On the 21st day, 12th lunar month, Ming generals Yang Hao and Ma Gui arrived in Gyeongju and joined forces with Kwŏn Yul. The next day, the allied Ming–Joseon army launched an assault on Ulsan Castle, in which Ko Ŏnbaek participated alongside Kwŏn Yul and Chŏng Kiryong. The allies attacked continuously for thirteen days, until the 4th day, 1st lunar month of 1598, but failed to capture the fortress and withdrew after suffering heavy casualties. On the 5th day, 1st lunar month, Ko and other Joseon commanders regrouped in Gyeongju to reassemble their scattered troops. Although the siege of Ulsan ended in failure, Ko later achieved success in the 2nd lunar month of 1598, when he and Sŏng Yunmun ambushed Japanese soldiers visiting the local shrine Seonangdang in Ulsan, killing thirteen Japanese soldiers.

== Final years ==

=== Merits ===
On the 25th day, 6th lunar month of 1604, the court rewarded those who had rendered distinguished service during the Imjin War. Although the Office of Meritorious Subjects initially judged that Ko's accomplishments were not exceptionally distinguished, it acknowledged his many years of continuous service. King Seonjo, however, personally intervened, remarking that Ko's captures of Japanese soldiers and his protection of the royal tombs warranted inclusion in the honors list.
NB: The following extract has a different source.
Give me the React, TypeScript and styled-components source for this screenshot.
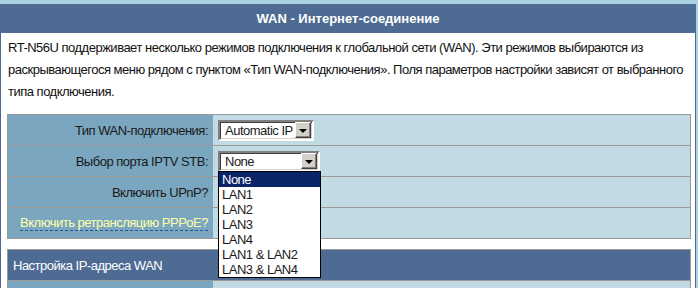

Accordingly, Ko Ŏnbaek was invested as a Third-rank Sŏnmu Meritorious Subject for his defense of Geonwolleung while serving as Provincial Defense Commander of Gyeonggi during the Imjin War. He was also ennobled as Prince of Chehŭng.

=== Death ===
In the 2nd lunar month of 1608, following King Gwanghaegun's accession, Ko was implicated in the treason case involving Prince Imhae and arrested. Ko testified that he had met the prince only once, in 1599, and that he had refused to procure a hwando that the prince had demanded, thereby incurring his anger and breaking off further contact; he therefore asserted that he was not among the prince's confidants. His defense, however, was rejected, and in 1608 he was put to death by flogging on the charge of being one of Prince Imhae's close associates.